For several years I’ve ranted about a key metric that most in the search industry seem to either ignore or keep mum about its consequences. That is – search REFERRAL percentages (tracked by server logs or software). Can we bring this dark secret into the light for 2006?
I just saw the news on the “PEW Internet and American Life Project” study, released Wednesday, which looks at gender differences in web use. That reminded me of the regular comScore Media Metrix reports on “Searches Performed” at each of the major SE’s and the similar “Higher conversion percentages from MSN Search” reports which we hear routinely. “Searches Performed” at Yahoo and MSN are relevant only to the ad sales staff at MSN and Yahoo and almost entirely irrelevant to the rest of us. What matters above all is “Searches Referred and Delivered” to our client sites from all of those searches performed.
It matters not at all to a webmaster if 99% of his search referrals from MSN convert to sales if MSN sends only one in a hundred of his search referrals – which means that Google could send only a tiny percentage who CONVERT to buyers, yet still ultimately refer FAR more buyers than MSN – because Google sends vastly more traffic to the webmaster. Smaller percentages of MUCH larger numbers of visitors still buy far more stuff.
EVERY client I monitor traffic for shows between 60% and 90% of their traffic coming from Google searches and only between 5% and 15% coming from either Yahoo or MSN searches. I’ve asked search engine reps from Yahoo why this is and get no meaningful responses. (MSN seems not to send reps to the conferences I’ve been able to attend.)
Is it any wonder everyone is focused on Google when it comes to SEO? They deliver traffic while the others seem to hold on to those searchers – No matter how highly ranked a site is! My own sites are ranked better on MSN and Yahoo than on Google – yet Google sends as much as ten times the traffic on many profitable search phrases.
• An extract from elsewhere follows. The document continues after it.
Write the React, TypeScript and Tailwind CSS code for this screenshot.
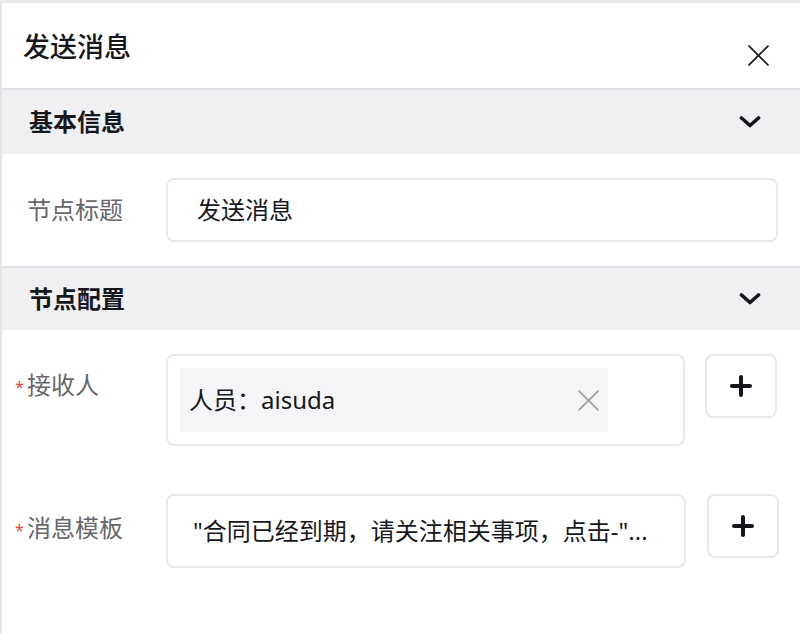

How is that possible? Why do so few pay attention to this detail and fail to discuss it?
Is it possible that some of those referrals are somehow stripped of their “referrer” through some multiple bounce clickthru mechanism at Yahoo and MSN – so that those referrals show up as “No Referrer” or “Blocked Referrer” or “Direct Access” or “Bookmarked” in log files? If that is going on – to what end?
Will 2006 see some meaningful discussion of this dirty little secret of search?